Has anybody checked on the Dallas cops’ ability to read English?
Radley,
I think B was making a joke about Mavis Staples choosing to cover a Stephen Foster song…since a lot of his work is tied with blackface performance.
He probably should have added a smiley face on the end of that to indicate he was joking, if that was the case.
Duly noted :)
That story on the the origin of covers sounds like another of these things written by people looking for a reason to be offended. Like “Picnic” actually being a gathering of white folks to watch a lynching. Or “Rule of Thumb” about the size of a stick a man can use to beat his wife. Etc.
I call “nonsense”.
The Safire column is here, though to be fair it’s more explication than etymology:
http://query.nytimes.com/gst/fullpage.html?res=9C0CE5DE103EF933A15752C1A9639C8B63
(And who are you, Mack?

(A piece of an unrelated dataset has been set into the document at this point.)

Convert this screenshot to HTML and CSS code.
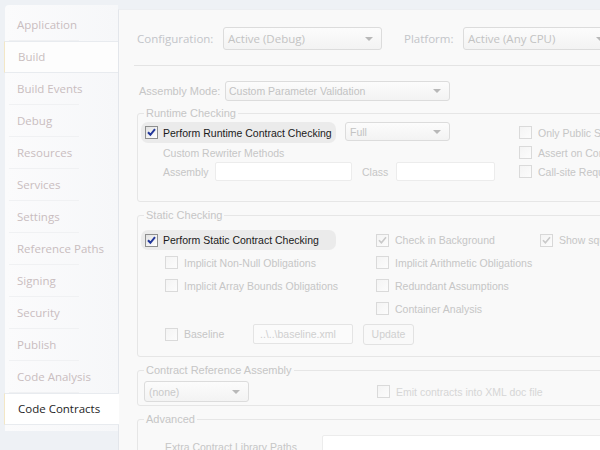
FILE: index.html
```html
<!DOCTYPE html>
<html>
<head>
<meta charset="utf-8">
<link rel="stylesheet" href="styles.css">
</head>
<body>
<div class="window">
  <nav class="sidebar">
    <div class="tab">Application</div>
    <div class="tab tab-hover">Build</div>
    <div class="tab">Build Events</div>
    <div class="tab">Debug</div>
    <div class="tab">Resources</div>
    <div class="tab">Services</div>
    <div class="tab">Settings</div>
    <div class="tab">Reference Paths</div>
    <div class="tab">Signing</div>
    <div class="tab">Security</div>
    <div class="tab">Publish</div>
    <div class="tab">Code Analysis</div>
    <div class="tab tab-active">Code Contracts</div>
  </nav>
  <main class="panel">
    <div class="config-row">
      <span class="cfg-label">Configuration:</span>
      <div class="combo combo-cfg"><span>Active (Debug)</span><i class="arrow"></i></div>
      <span class="cfg-label plat-label">Platform:</span>
      <div class="combo combo-plat"><span>Active (Any CPU)</span><i class="arrow"></i></div>
    </div>
    <div class="sep"></div>
    <div class="form">
      <div class="mode-row">
        <span class="mode-label">Assembly Mode:</span>
        <div class="combo combo-mode"><span>Custom Parameter Validation</span><i class="arrow"></i></div>
      </div>

      <fieldset class="group group-runtime">
        <legend>Runtime Checking</legend>
        <div class="rt-grid">
          <div class="pill"><span class="cb cb-on"><svg viewBox="0 0 13 13" class="tick"><path d="M3 6.2 L5.4 8.8 L10 3.2"/></svg></span><span class="lbl-on">Perform Runtime Contract Checking</span></div>
          <div class="combo combo-full"><span>Full</span><i class="arrow"></i></div>
          <div class="chk"><span class="cb"></span><span>Only Public Surface Contracts</span></div>
          <div class="sub-label">Custom Rewriter Methods</div>
          <div class="chk rt-right2"><span class="cb"></span><span>Assert on Contract Failure</span></div>
          <div class="rewriter">
            <span class="asm-label">Assembly</span>
            <span class="textbox tb-asm"></span>
            <span class="class-label">Class</span>
            <span class="textbox tb-class"></span>
          </div>
          <div class="chk"><span class="cb"></span><span>Call-site Requires Checking</span></div>
        </div>
      </fieldset>

      <fieldset class="group group-static">
        <legend>Static Checking</legend>
        <div class="st-grid">
          <div class="st-left">
            <div class="pill pill-static"><span class="cb cb-on"><svg viewBox="0 0 13 13" class="tick"><path d="M3 6.2 L5.4 8.8 L10 3.2"/></svg></span><span class="lbl-on">Perform Static Contract Checking</span></div>
            <div class="chk indent"><span class="cb"></span><span>Implicit Non-Null Obligations</span></div>
            <div class="chk indent"><span class="cb"></span><span>Implicit Array Bounds Obligations</span></div>
            <div class="row-empty"></div>
          </div>
          <div class="st-mid">
            <div class="chk first-row"><span class="cb cb-dis-on"><svg viewBox="0 0 13 13" class="tick"><path d="M3 6.2 L5.4 8.8 L10 3.2"/></svg></span><span>Check in Background</span></div>
            <div class="chk"><span class="cb"></span><span>Implicit Arithmetic Obligations</span></div>
            <div class="chk"><span class="cb"></span><span>Redundant Assumptions</span></div>
            <div class="chk"><span class="cb"></span><span>Container Analysis</span></div>
          </div>
          <div class="st-right">
            <div class="chk first-row"><span class="cb cb-dis-on"><svg viewBox="0 0 13 13" class="tick"><path d="M3 6.2 L5.4 8.8 L10 3.2"/></svg></span><span>Show squigglies</span></div>
          </div>
        </div>
        <div class="baseline-row">
          <div class="chk"><span class="cb"></span><span>Baseline</span></div>
          <span class="textbox tb-base">..\..\baseline.xml</span>
          <span class="btn">Update</span>
        </div>
      </fieldset>

      <fieldset class="group group-ref">
        <legend>Contract Reference Assembly</legend>
        <div class="ref-row">
          <div class="combo combo-none"><span>(none)</span><i class="arrow"></i></div>
          <div class="chk emit"><span class="cb"></span><span>Emit contracts into XML doc file</span></div>
        </div>
      </fieldset>

      <fieldset class="group group-adv">
        <legend>Advanced</legend>
        <div class="adv-row">
          <span class="adv-label">Extra Contract Library Paths</span>
          <span class="textbox tb-extra"></span>
        </div>
      </fieldset>
    </div>
  </main>
</div>
</body>
</html>
```

FILE: styles.css
```css
* { box-sizing: border-box; }
html, body { margin: 0; padding: 0; }
body {
  width: 600px;
  height: 450px;
  overflow: hidden;
  background: #eef1f5;
  font-family: "Liberation Sans", Arial, sans-serif;
}
.window {
  display: flex;
  height: 450px;
  overflow: hidden;
}
.sidebar {
  width: 113px;
  flex: none;
  margin: 5px 0 0 5px;
  padding-top: 4px;
  height: 426px;
  background: linear-gradient(to right, #fbfbfc, #f6f7f9);
  border-radius: 4px 0 0 0;
  font-family: "Open Sans", sans-serif;
  font-size: 11.5px;
}
.tab {
  height: 32px;
  line-height: 31px;
  padding-left: 12px;
  color: #c9bdbf;
  position: relative;
  white-space: nowrap;
}
.tab::after {
  content: "";
  position: absolute;
  left: 4px;
  width: 70px;
  bottom: 0;
  height: 1px;
  background: #f0f1f3;
}
.tab-hover, .tab-active {
  margin-left: -1px;
  padding-left: 13px;
  background: #fdfdfd;
  border-top: 1px solid #e8ebef;
  border-bottom: 1px solid #e8ebef;
  border-left: 1px solid #f3e7c6;
  line-height: 29px;
}
.tab-hover::after, .tab-active::after { display: none; }
.tab-active {
  background: #ffffff;
  color: #1e1e1e;
  width: 115px;
}
.panel {
  flex: 1;
  margin-top: 9px;
  background: #f9f9f9;
  border-left: 1px solid #e3e6eb;
  border-top: 1px solid #eceef1;
  overflow: hidden;
  min-width: 0;
}
.config-row {
  display: flex;
  align-items: center;
  height: 23px;
  margin-top: 17px;
  padding-left: 18px;
  font-family: "Open Sans", sans-serif;
  font-size: 11.5px;
  white-space: nowrap;
}
.cfg-label { color: #c3c5c9; width: 86px; flex: none; }
.plat-label { width: 59px; margin-left: 22px; }
.combo {
  position: relative;
  flex: none;
  border: 1px solid #dcdcdc;
  border-radius: 3px;
  background: linear-gradient(#fcfcfc, #f3f3f3);
  color: #c3c3c3;
  display: flex;
  align-items: center;
  padding-left: 4px;
  white-space: nowrap;
  overflow: hidden;
}
.combo-cfg { width: 159px; height: 23px; }
.combo-plat { width: 150px; height: 23px; }
.arrow {
  position: absolute;
  right: 8px;
  top: 50%;
  margin-top: -2px;
  width: 0; height: 0;
  border-left: 4px solid transparent;
  border-right: 4px solid transparent;
  border-top: 4px solid #b8b8b8;
}
.sep {
  height: 1px;
  background: #e4e4e4;
  margin: 15px 0 0 15px;
}
.form {
  font-size: 10.5px;
  color: #c6c6c6;
  white-space: nowrap;
}
.mode-row {
  display: flex;
  align-items: center;
  margin-top: 15px;
  padding-left: 20px;
  height: 20px;
}
.mode-label { width: 86px; flex: none; font-size: 11px; }
.combo-mode { width: 225px; height: 20px; padding-left: 3px; }
.group {
  margin: 6px 0 0 18px;
  width: 560px;
  border: 1px solid #e6e6e6;
  border-radius: 3px;
  padding: 0 0 0 3px;
}
.group legend {
  padding: 0 2px;
  margin-left: 3px;
  line-height: 13px;
  color: #c6c6c6;
  font-size: 11px;
}
.group-static { margin-top: 7px; }
.group-ref { margin-top: 7px; }
.group-adv { margin-top: 7px; }
.rt-grid {
  display: grid;
  grid-template-columns: 204px 174px auto;
  grid-template-rows: 21px 19px 19px;
  align-items: center;
  margin-top: 2px;
  padding-bottom: 20px;
}
.pill {
  display: flex;
  align-items: center;
  height: 21px;
  width: 195px;
  padding-left: 4px;
  background: #ebebeb;
  border-radius: 7px;
}
.lbl-on { color: #1a1a1a; margin-left: 5px; font-size: 10.5px; }
.cb {
  display: inline-block;
  flex: none;
  width: 13px;
  height: 13px;
  border: 1px solid #dadada;
  background: linear-gradient(135deg, #f4f4f4, #fcfcfc);
  position: relative;
}
.cb-on {
  border-color: #8e8f8f;
  background: linear-gradient(135deg, #e2e2e2, #ffffff);
}
.cb-dis-on { border-color: #d8d8d8; }
.tick {
  position: absolute;
  left: -1px; top: -1px;
  width: 13px; height: 13px;
  fill: none;
  stroke: #22379a;
  stroke-width: 2;
}
.cb-dis-on .tick { stroke: #c9c9c9; stroke-width: 1.6; }
.chk {
  display: flex;
  align-items: center;
}
.chk .cb { margin-right: 6px; }
.combo-full { width: 105px; height: 19px; align-self: start; }
.sub-label { padding-left: 22px; grid-column: 1 / 3; }
.rt-right2 { grid-column: 3; grid-row: 2; }
.rewriter {
  grid-column: 1 / 3;
  display: flex;
  align-items: center;
  padding-left: 22px;
}
.asm-label { width: 52px; }
.textbox {
  display: inline-block;
  height: 19px;
  background: #ffffff;
  border: 1px solid #ececec;
  border-radius: 2px;
}
.tb-asm { width: 137px; }
.class-label { margin-left: 10px; width: 34px; }
.tb-class { width: 99px; }

.st-grid {
  display: grid;
  grid-template-columns: 235px 164px auto;
  margin-top: 7px;
}
.st-left > *, .st-mid > *, .st-right > * { height: 23px; }
.st-mid > .first-row, .st-right > .first-row { height: 22px; }
.pill-static { height: 20px; margin: 1px 0 1px; }
.indent { padding-left: 24px; }
.baseline-row {
  display: flex;
  align-items: center;
  height: 24px;
  padding-left: 24px;
  margin-top: 2px;
  margin-bottom: 10px;
}
.baseline-row .chk { width: 88px; }
.tb-base {
  width: 100px;
  height: 20px;
  line-height: 18px;
  padding-left: 6px;
  border-color: #e4e4e4;
  background: #fbfbfb;
  color: #cfcfcf;
}
.btn {
  margin-left: 10px;
  width: 51px;
  height: 21px;
  line-height: 19px;
  text-align: center;
  border: 1px solid #e2e2e2;
  border-radius: 3px;
  background: #f9f9f9;
  color: #d0d0d0;
}
.ref-row {
  display: flex;
  align-items: center;
  padding-bottom: 3px;
  margin-top: 4px;
}
.combo-none { width: 105px; height: 21px; color: #c9c9c9; margin-left: 3px; }
.emit { margin-left: 128px; color: #d6d6d6; }
.adv-row {
  display: flex;
  align-items: center;
  margin-top: 9px;
  padding-left: 24px;
}
.adv-label { width: 157px; }
.tb-extra { width: 300px; height: 24px; }
```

Where/what do you review?)
As for McLean, well, the activity he describes was certainly shifty — if not exactly “racist” — but I’m not sure why we should believe it was the lone source of the word “cover.” Especially given that the word apparently emerged either much earlier (“early 20th century,” says Wikipedia) or a bit later (1966, says another) than the phenomenon he’s indicting.
Aresen,
The Dallas cops don’t speak and read English, they speak and read American!
Don McLean is an asshole. At least, according to Andy Breckman (creator of Monk, former SNL writer, host of 7 Second Delay): http://www.wfmu.org/LCD/andy/americanpie.html
For some reason Clerks2 popped into my head. “Takin it back….”
/was going to post the youtube clip but decided maybe I better not. I’m teaching myself restraint.
“Back in the days of black radio stations and white radio stations (i.e. segregation), if a black act had a hot record the white kids would find out and want to hear it on “their” radio station. This would prompt the record company to bring a white act into the recording studio and cut an exact, but white, version of the song to give to the white radio stations to play and thus keep the black act where it belonged, on black radio. A “cover” version of a song is a racist tool.”
And thus is encapsulated the recording career of Pat Boone.